▸ **Exercise requirements**
Write out the data again exactly, skipping every picture.

▸ **Material provided**
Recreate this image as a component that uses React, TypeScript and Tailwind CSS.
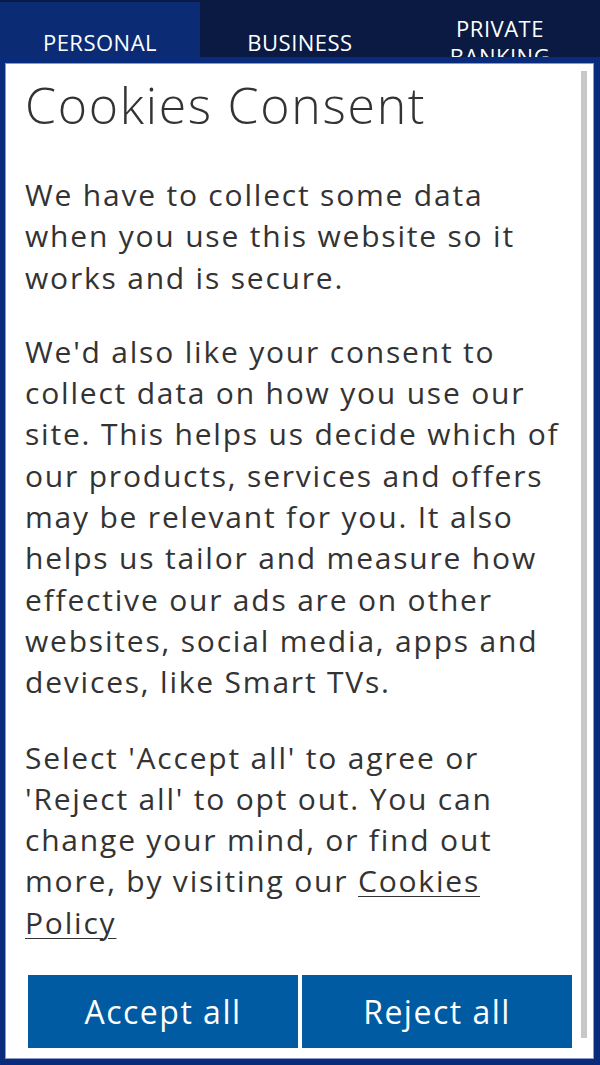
const tabs = [
  { label: 'PERSONAL', active: true },
  { label: 'BUSINESS', active: false },
  { label: 'PRIVATE BANKING', active: false },
]

function TopNav() {
  return (
    <nav className="grid h-[58px] grid-cols-3 overflow-hidden bg-[#0a1a42]">
      {tabs.map((t) => (
        <div
          key={t.label}
          className={`mt-[2px] flex h-[80px] items-center justify-center px-6 text-center text-[22px] leading-[28px] tracking-[0.5px] text-white ${
            t.active ? 'bg-[#0b2c74]' : ''
          }`}
        >
          <span className="w-[120px]">{t.label}</span>
        </div>
      ))}
    </nav>
  )
}

function CookiesModal() {
  return (
    <div className="fixed inset-x-0 bottom-0 top-[57px] bg-[#082b7c] pb-[6px] pl-[5px] pr-[6px] pt-[6px]">
      <div className="flex h-full border border-[#8a9cc4] bg-white">
        <div className="flex min-w-0 flex-1 flex-col pl-[19px] pr-[10px]">
          <h1 className="pt-[11px] text-[50px] font-light leading-[60px] tracking-[1.7px] text-[#333]">
            Cookies Consent
          </h1>
          <div className="mt-[39px] text-[30px] leading-[41.3px] tracking-[1.8px] text-[#333]">
            <p>We have to collect some data when you use this website so it works and is secure.</p>
            <p className="mt-[33px]">
              We'd also like your consent to collect data on how you use our site. This helps us decide which of our
              products, services and offers may be relevant for you. It also helps us tailor and measure how effective
              our ads are on other websites, social media, apps and devices, like Smart TVs.
            </p>
            <p className="mt-[34px]">
              Select 'Accept all' to agree or 'Reject all' to opt out. You can change your mind, or find out more, by
              visiting our <a className="underline decoration-1 underline-offset-4">Cookies Policy</a>
            </p>
          </div>
          <div className="ml-[3px] mt-[32px] grid w-[544px] grid-cols-2 gap-[4px]">
            <button className="h-[73px] bg-[#005ba2] text-[32px] tracking-[1.5px] text-white">Accept all</button>
            <button className="h-[73px] bg-[#005ba2] text-[32px] tracking-[1.5px] text-white">Reject all</button>
          </div>
        </div>
        <div className="mr-[6px] pb-[20px] pt-[7px]">
          <div className="h-full w-[6px] bg-[#c8c8c8]" />
        </div>
      </div>
    </div>
  )
}

export default function App() {
  return (
    <div className="min-h-[1065px] bg-[#082b7c] font-['Open_Sans',sans-serif]">
      <TopNav />
      <CookiesModal />
    </div>
  )
}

▸ **Exercise answer**
Recreate this image as a component that uses React, TypeScript and Tailwind CSS.
const tabs = [
  { label: 'PERSONAL', active: true },
  { label: 'BUSINESS', active: false },
  { label: 'PRIVATE BANKING', active: false },
]

function TopNav() {
  return (
    <nav className="grid h-[58px] grid-cols-3 overflow-hidden bg-[#0a1a42]">
      {tabs.map((t) => (
        <div
          key={t.label}
          className={`mt-[2px] flex h-[80px] items-center justify-center px-6 text-center text-[22px] leading-[28px] tracking-[0.5px] text-white ${
            t.active ? 'bg-[#0b2c74]' : ''
          }`}
        >
          <span className="w-[120px]">{t.label}</span>
        </div>
      ))}
    </nav>
  )
}

function CookiesModal() {
  return (
    <div className="fixed inset-x-0 bottom-0 top-[57px] bg-[#082b7c] pb-[6px] pl-[5px] pr-[6px] pt-[6px]">
      <div className="flex h-full border border-[#8a9cc4] bg-white">
        <div className="flex min-w-0 flex-1 flex-col pl-[19px] pr-[10px]">
          <h1 className="pt-[11px] text-[50px] font-light leading-[60px] tracking-[1.7px] text-[#333]">
            Cookies Consent
          </h1>
          <div className="mt-[39px] text-[30px] leading-[41.3px] tracking-[1.8px] text-[#333]">
            <p>We have to collect some data when you use this website so it works and is secure.</p>
            <p className="mt-[33px]">
              We'd also like your consent to collect data on how you use our site. This helps us decide which of our
              products, services and offers may be relevant for you. It also helps us tailor and measure how effective
              our ads are on other websites, social media, apps and devices, like Smart TVs.
            </p>
            <p className="mt-[34px]">
              Select 'Accept all' to agree or 'Reject all' to opt out. You can change your mind, or find out more, by
              visiting our <a className="underline decoration-1 underline-offset-4">Cookies Policy</a>
            </p>
          </div>
          <div className="ml-[3px] mt-[32px] grid w-[544px] grid-cols-2 gap-[4px]">
            <button className="h-[73px] bg-[#005ba2] text-[32px] tracking-[1.5px] text-white">Accept all</button>
            <button className="h-[73px] bg-[#005ba2] text-[32px] tracking-[1.5px] text-white">Reject all</button>
          </div>
        </div>
        <div className="mr-[6px] pb-[20px] pt-[7px]">
          <div className="h-full w-[6px] bg-[#c8c8c8]" />
        </div>
      </div>
    </div>
  )
}

export default function App() {
  return (
    <div className="min-h-[1065px] bg-[#082b7c] font-['Open_Sans',sans-serif]">
      <TopNav />
      <CookiesModal />
    </div>
  )
}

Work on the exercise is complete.